Under this time-honored premise, God gives each of us our own portion, our own insight, which is often tied to our family background, life experiences, culture. Yet it’s from God.

So, when you and I read the same verse, we’ll often arrive at different interpretations.

We don’t need to fight over this. It’s not a zero sum game. If I understand a verse to mean one thing and you another, that doesn’t mean one of us is holy and the other a heretic, even if our understandings at first seem opposed. We might both be right. We’ve each discovered our own little portion.

It then behooves us to compare the two portions. We’ll begin to see a little larger picture emerging. If we’ve got a dozen people studying, we’ll have a dozen interpretations, each containing its own nugget of insight. The revelation just keeps getting bigger. It expands way beyond anything we’d have ever discovered alone.

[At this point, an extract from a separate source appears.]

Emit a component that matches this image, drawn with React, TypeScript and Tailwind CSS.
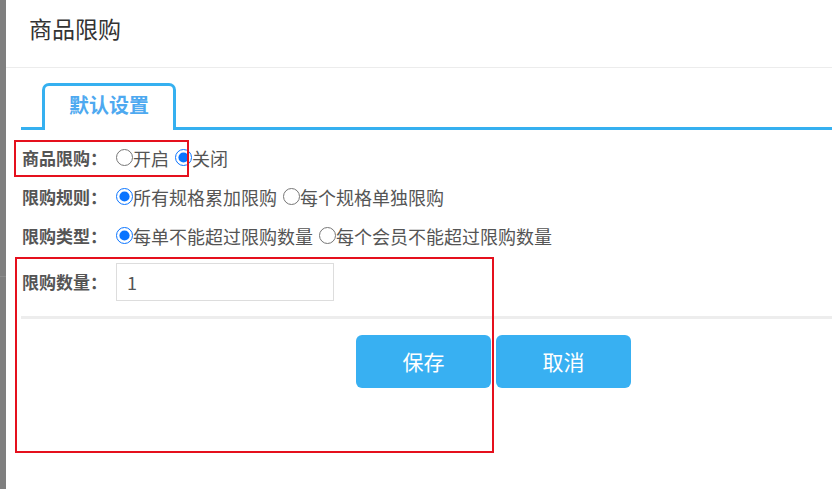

This is a good thing and a God thing.

It’s long seemed to me this approach could be applied to all manner of problems, not just biblical interpretation. You wouldn’t need to inject God into it unless you wanted to.

What if we began hot-button discussions from the assumption that we’ve all got a measure of the truth? Maybe the people who oppose abortion and the people who support the right to choose both have valid concerns. Maybe the folks who support universal healthcare and those who fear its massive costs both are partly correct.

A guy can disagree us without necessarily hating us or being a dupe of Satan. Maybe he has legitimate reasons for disagreeing.

Whether we’re considering abortion, healthcare, gun control, trans rights, critical race theory or putting in a new stoplight at the entrance to our subdivision, we could explore how each of us understands the issue, rather than assuming we’re automatically right and everybody else is wrong and we’ve got to defend our holy position at all costs.

What might happen if we listened—genuinely listened—to others without dismissing them as mortal enemies?